It is rather curious that even good games made by experienced and supposedly competent developers frequently contain some excessively irritating flaws in the form of braindead game mechanics.

The "corruption" the Zann Consortium faction in Star Wars: Empire at War's Forces of Corruption expansion spreads all over the galaxy is a good example, primarily because of the sabotage system. Essentially, the Zann player can send a unit called Defiler to first corrupt a planet and then perform acts of sabotage to weaken the enemy. And once the corruption is established, there appears to be no real way to stop the sabotage which the AI seems to fetishize. Boom! There goes your Barracks on Endor. Boom! Another Defiler rapes your Ion Cannon on Hoth. Boom! Yet another Defiler borrows the Death Star and uses it to vaporize your kitten orphanage on some innocent candy planet.

Of course, sabotaging costs more than building, and you can prevent sabotage missions by removing the corruption. However, considering how quickly the computer opponent likes to re-corrupt your regions, you will most likely be running out of hands, mouse pointers and general multitasking ability when you try to fix up everything the enemy wrecks with Defilers while also carrying out your actual campaign against the other factions.

But how did this crap get past the testing phase of the game? Did the Dark Side shroud their feedback system so badly that they did not see how half of the testers gave in to their anger and fried their computers with furious bursts of Force lightning?
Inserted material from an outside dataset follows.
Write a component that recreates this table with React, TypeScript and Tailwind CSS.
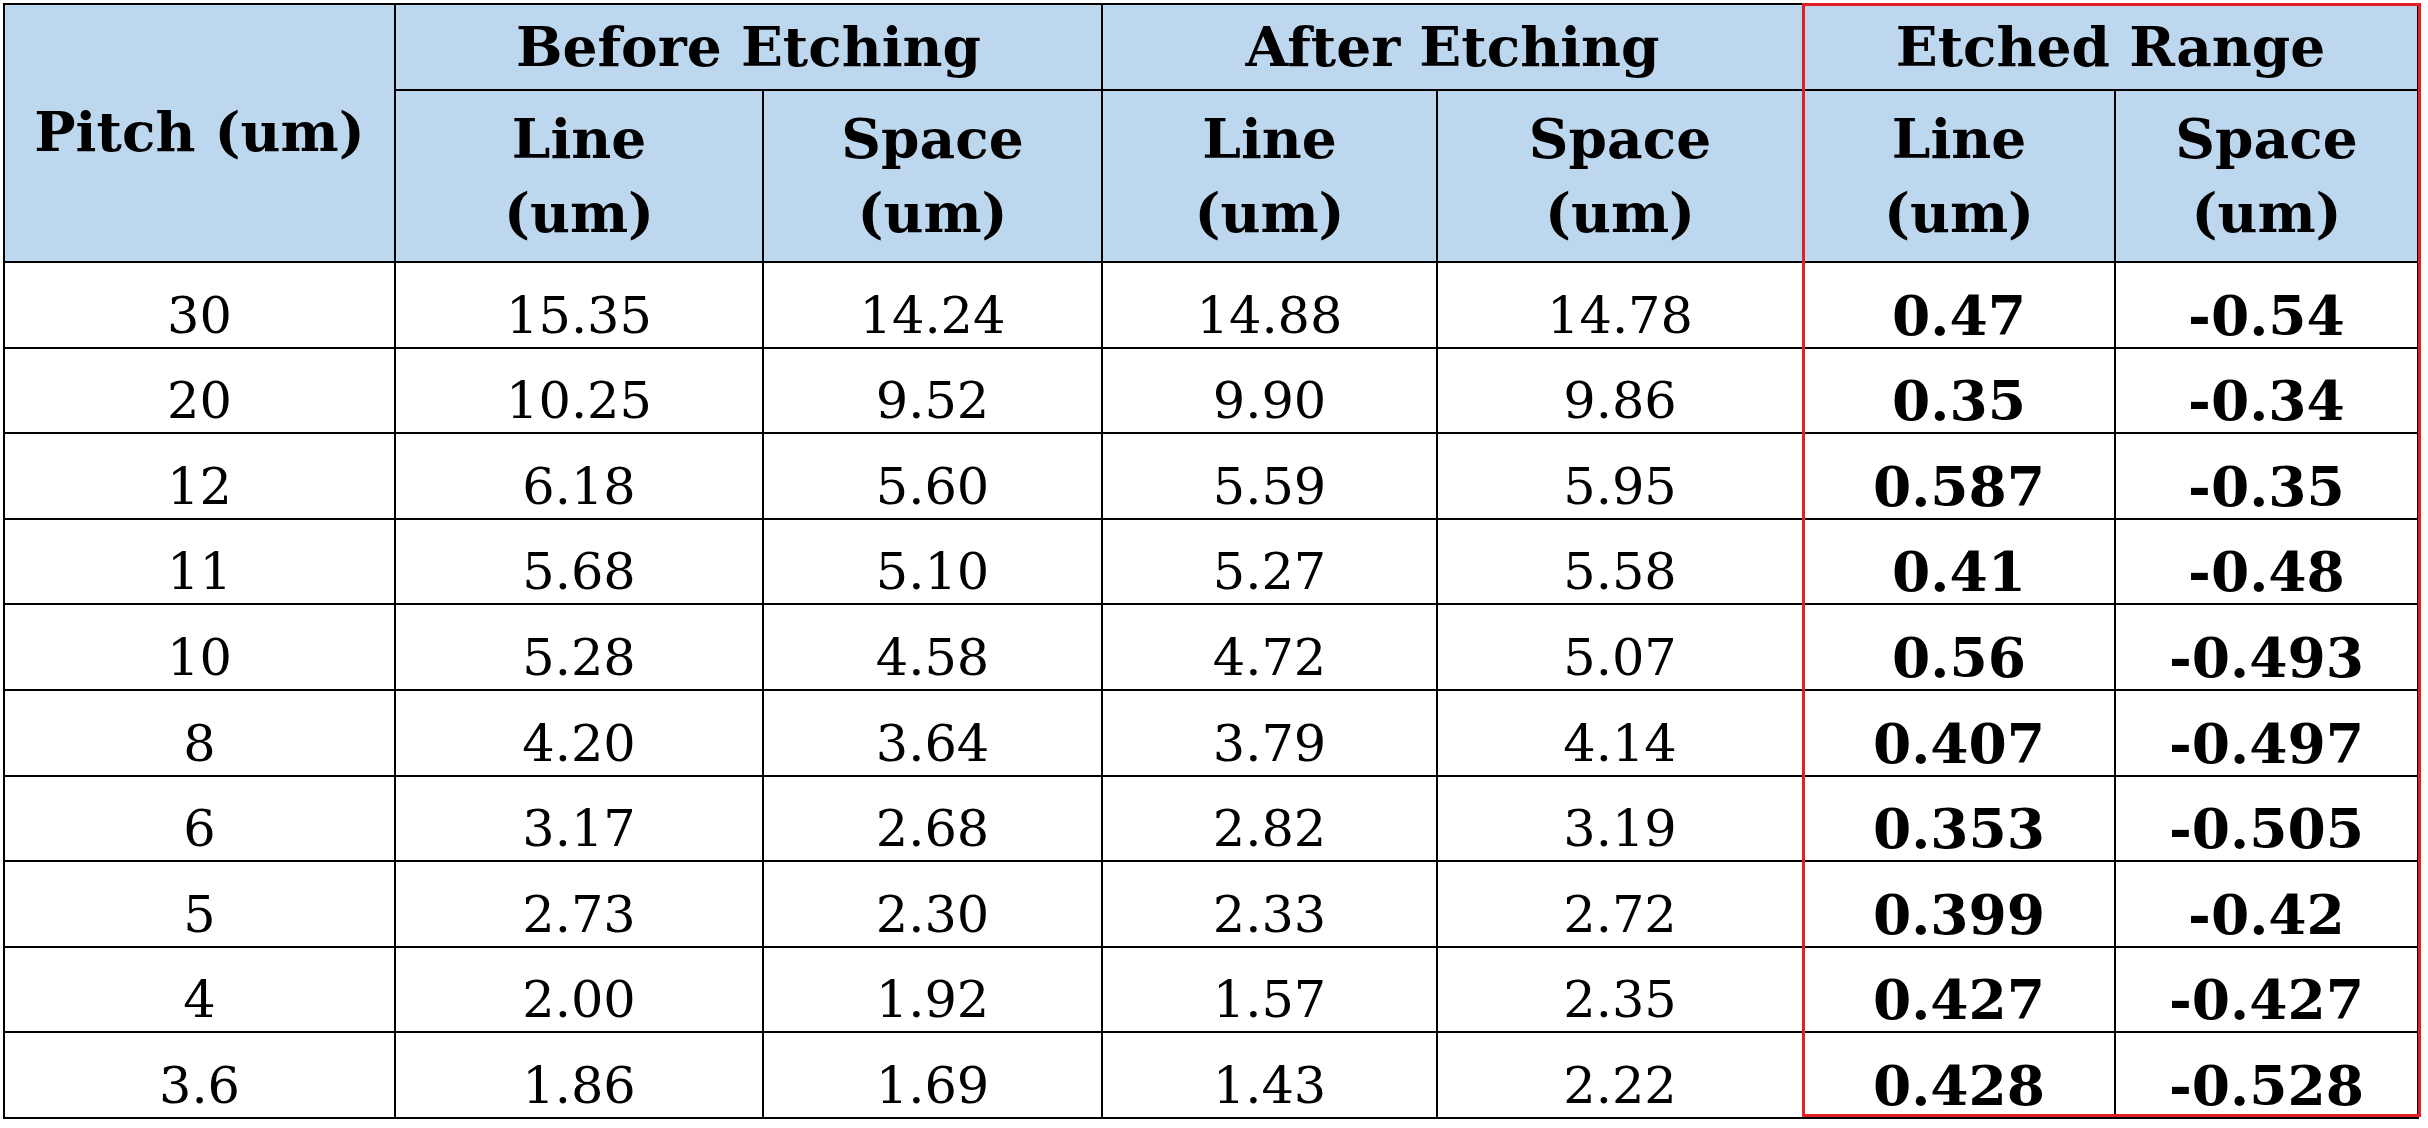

Another example of an unnecessarily irritating game mechanic is found in Metroid Prime 2 in the form of the regenerative safe zones that protect the player from Dark Aether's harmful atmosphere. The idea was apparently that the regeneration would help deal with the fact that the player would be damaged whenever they left these lit areas to proceed. But in practice, if you had taken a considerable amount of abuse and something nasty was expected to be waiting up ahead, you had two choices: either go on at low HP and get murdered by that creepy extradimensional tentacle monster, or wait fifteen minutes in the safe zone to regenerate your energy. If you decided to heal, you would have to stop meaningful gameplay for those fifteen minutes; if you decided to advance, it would be much more likely for you to get killed and be sent back to the previous save station, meaning that you would have to go through the previous rooms again, kill all the intangible tentacle monsters again, and possibly make the same frustrating decision again.
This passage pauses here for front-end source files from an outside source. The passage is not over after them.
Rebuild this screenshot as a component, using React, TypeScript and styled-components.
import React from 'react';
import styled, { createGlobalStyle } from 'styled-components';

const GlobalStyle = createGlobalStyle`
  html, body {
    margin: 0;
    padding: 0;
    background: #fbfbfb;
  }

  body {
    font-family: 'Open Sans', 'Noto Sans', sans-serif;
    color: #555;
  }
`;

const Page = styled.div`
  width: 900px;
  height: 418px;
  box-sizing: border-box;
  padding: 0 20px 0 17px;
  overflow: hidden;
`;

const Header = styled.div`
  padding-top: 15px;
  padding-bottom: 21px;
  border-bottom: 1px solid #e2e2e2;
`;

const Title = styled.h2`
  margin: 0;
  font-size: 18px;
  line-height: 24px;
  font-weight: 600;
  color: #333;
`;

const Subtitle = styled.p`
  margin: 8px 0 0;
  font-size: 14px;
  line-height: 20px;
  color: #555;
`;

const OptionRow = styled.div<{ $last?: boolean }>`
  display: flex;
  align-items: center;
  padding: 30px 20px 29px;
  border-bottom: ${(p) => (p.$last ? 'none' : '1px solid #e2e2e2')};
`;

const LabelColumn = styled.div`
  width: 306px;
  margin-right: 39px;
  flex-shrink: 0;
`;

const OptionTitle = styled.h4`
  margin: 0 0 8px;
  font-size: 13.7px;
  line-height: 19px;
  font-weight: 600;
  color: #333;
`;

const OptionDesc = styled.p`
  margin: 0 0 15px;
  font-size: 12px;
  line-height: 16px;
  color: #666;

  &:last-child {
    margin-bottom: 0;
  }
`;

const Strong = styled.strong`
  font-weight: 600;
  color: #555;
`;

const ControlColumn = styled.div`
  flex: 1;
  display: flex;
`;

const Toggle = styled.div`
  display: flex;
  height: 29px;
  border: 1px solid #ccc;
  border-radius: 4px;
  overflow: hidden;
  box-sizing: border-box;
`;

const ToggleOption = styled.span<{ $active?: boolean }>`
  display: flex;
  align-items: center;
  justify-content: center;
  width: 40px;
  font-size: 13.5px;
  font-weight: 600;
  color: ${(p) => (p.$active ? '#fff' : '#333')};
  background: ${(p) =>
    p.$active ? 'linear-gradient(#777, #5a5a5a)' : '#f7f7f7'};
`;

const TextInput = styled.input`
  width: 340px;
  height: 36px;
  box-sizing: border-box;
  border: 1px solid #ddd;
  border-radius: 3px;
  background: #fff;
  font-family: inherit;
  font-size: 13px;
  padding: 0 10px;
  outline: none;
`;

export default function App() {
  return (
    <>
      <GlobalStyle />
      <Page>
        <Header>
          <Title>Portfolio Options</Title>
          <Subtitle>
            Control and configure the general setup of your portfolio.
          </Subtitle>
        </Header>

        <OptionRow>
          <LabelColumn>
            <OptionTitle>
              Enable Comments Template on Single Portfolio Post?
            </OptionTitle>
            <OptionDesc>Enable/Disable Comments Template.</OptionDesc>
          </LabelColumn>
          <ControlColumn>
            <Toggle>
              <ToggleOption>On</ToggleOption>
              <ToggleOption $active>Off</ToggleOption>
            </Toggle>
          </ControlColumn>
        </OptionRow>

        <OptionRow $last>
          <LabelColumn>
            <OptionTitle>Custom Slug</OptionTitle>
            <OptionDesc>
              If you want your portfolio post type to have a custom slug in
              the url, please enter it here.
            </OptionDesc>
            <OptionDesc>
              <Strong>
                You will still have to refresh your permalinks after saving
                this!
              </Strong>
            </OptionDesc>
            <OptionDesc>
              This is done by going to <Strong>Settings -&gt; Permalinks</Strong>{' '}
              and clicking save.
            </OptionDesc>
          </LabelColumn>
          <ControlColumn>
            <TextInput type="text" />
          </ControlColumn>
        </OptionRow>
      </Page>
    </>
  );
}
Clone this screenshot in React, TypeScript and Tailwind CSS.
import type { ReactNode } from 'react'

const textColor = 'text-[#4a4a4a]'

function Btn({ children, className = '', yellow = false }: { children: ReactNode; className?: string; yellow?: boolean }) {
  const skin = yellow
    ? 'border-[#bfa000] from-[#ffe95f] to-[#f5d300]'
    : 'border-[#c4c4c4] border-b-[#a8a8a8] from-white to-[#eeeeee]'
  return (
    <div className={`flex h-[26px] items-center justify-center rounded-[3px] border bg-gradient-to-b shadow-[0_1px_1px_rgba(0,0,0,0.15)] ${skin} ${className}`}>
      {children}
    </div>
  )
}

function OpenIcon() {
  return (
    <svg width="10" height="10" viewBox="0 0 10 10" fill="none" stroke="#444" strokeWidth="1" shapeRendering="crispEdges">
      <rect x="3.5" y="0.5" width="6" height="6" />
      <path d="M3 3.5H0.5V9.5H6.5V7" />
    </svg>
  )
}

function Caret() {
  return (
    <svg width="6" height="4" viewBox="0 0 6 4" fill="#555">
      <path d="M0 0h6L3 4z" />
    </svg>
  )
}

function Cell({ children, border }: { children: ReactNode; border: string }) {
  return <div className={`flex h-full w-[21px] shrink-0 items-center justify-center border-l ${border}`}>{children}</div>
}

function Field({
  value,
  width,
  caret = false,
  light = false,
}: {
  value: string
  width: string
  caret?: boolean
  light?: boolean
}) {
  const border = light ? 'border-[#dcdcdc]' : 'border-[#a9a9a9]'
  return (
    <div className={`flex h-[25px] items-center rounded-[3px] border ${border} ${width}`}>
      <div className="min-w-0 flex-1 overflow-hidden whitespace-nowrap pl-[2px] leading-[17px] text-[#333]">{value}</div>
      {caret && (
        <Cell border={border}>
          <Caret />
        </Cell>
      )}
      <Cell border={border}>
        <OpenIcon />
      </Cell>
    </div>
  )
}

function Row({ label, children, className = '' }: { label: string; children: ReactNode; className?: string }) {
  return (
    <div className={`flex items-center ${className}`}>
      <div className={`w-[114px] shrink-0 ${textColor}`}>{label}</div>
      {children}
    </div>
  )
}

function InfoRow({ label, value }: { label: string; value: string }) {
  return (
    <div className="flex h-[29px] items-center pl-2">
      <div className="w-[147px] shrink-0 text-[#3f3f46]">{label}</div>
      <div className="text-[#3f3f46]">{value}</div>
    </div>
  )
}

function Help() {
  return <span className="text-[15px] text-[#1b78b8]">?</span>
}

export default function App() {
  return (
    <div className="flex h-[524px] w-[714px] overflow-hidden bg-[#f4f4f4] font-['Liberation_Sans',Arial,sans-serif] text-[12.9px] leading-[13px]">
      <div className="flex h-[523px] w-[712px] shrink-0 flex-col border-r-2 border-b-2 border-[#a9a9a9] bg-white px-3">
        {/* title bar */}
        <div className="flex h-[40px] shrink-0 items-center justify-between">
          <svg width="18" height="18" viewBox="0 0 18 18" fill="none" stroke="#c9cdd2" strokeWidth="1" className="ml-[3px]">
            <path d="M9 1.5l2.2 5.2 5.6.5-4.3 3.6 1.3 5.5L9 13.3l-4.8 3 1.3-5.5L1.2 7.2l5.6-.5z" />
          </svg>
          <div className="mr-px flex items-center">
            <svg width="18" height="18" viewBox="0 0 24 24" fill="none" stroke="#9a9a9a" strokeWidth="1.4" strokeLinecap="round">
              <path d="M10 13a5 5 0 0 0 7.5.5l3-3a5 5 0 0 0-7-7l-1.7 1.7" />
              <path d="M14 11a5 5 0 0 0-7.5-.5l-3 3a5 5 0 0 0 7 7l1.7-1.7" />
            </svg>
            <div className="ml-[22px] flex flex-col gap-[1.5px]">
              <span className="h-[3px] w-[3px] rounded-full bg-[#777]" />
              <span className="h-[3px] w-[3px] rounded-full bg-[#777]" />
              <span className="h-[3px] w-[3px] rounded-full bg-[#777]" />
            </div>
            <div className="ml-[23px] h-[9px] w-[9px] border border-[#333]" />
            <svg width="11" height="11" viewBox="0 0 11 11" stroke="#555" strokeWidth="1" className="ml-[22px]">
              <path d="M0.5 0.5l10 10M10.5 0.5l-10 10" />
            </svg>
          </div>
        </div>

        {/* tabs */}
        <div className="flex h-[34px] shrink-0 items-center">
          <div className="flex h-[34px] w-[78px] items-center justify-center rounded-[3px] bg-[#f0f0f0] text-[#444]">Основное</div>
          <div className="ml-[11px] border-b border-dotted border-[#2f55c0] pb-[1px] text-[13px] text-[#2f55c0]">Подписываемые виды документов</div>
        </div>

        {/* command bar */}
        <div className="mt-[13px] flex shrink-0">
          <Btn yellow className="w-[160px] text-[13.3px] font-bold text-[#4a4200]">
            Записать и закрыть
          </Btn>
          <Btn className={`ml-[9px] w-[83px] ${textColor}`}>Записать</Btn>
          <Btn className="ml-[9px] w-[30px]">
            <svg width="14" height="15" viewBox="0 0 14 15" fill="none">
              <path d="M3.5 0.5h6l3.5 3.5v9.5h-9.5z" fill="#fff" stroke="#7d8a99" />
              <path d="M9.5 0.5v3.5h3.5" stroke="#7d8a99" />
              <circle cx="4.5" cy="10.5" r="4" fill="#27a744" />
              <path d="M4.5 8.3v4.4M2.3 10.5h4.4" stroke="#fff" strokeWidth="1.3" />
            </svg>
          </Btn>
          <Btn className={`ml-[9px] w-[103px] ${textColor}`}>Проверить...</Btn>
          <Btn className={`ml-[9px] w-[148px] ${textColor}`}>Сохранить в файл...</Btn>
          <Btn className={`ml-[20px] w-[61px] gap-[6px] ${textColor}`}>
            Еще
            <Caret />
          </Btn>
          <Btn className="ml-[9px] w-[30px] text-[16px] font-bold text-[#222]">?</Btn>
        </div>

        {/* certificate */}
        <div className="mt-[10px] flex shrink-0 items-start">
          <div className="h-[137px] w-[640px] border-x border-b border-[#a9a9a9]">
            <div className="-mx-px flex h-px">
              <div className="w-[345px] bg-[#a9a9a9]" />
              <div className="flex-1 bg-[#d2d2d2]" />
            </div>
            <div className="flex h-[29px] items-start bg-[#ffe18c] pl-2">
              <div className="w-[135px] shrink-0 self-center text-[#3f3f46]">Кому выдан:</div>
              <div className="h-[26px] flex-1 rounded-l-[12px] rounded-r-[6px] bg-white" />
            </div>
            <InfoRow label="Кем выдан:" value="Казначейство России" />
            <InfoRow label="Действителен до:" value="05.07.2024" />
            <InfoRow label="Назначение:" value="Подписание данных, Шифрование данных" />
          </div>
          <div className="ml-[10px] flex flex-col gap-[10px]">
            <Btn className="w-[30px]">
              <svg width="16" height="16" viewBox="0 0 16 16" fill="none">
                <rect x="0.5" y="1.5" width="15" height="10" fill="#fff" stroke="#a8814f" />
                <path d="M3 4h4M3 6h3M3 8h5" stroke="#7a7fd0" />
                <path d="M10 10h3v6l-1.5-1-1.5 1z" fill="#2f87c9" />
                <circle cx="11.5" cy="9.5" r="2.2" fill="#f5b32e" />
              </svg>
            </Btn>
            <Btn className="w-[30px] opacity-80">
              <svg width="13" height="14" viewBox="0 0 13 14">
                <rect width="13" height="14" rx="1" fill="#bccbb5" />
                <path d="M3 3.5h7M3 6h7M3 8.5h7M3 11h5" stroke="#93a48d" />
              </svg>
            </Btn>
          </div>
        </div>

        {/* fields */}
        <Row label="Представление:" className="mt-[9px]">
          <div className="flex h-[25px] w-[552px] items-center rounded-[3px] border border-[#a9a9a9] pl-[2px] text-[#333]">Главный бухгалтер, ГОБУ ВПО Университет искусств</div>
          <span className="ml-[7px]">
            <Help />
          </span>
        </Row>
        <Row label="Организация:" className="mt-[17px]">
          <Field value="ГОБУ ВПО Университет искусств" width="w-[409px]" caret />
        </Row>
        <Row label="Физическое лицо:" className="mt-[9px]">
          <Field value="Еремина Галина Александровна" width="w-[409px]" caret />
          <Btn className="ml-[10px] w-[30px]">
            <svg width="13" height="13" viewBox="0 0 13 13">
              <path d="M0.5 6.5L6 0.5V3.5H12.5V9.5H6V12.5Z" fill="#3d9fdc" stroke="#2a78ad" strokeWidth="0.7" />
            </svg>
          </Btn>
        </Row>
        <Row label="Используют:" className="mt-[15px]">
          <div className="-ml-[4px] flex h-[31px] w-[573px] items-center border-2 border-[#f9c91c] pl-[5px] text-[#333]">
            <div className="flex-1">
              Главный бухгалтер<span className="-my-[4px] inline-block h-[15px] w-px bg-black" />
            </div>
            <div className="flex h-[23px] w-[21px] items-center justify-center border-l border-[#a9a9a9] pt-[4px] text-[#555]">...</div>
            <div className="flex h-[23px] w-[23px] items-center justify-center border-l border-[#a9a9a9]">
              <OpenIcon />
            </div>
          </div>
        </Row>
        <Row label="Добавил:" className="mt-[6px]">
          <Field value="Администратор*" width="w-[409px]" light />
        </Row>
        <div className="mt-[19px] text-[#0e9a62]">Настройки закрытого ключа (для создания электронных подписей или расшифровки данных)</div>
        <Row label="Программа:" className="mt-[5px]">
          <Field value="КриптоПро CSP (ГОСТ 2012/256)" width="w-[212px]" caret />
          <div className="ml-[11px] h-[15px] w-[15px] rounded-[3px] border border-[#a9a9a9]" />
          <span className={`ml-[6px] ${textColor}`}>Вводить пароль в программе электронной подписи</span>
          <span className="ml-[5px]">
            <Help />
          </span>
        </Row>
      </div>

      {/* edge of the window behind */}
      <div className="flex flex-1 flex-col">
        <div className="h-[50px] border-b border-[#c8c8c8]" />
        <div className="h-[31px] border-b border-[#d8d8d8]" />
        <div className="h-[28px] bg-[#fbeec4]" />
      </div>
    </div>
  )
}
Again, it is rather puzzling how no one managed to figure out this problem during playtesting. Metroid Prime 3 had an easy and effective solution for creating a healing area that is neither broken nor boring: the Phazon pits which could be used to regenerate energy would heal the player at a greatly increasing rate whenever in the pool. If MP2 had intended the safe zones to be used for excessive recovery, they could simply have had them produce a similar reaction when the player stands still for a moment to prevent unhealthy amounts of healing when fighting enemies. As I realized this flaw in the finished game, either my talents extend way beyond shockingly bad rants, or the developers, for some reason, failed to implement an obvious solution to a fairly obvious problem.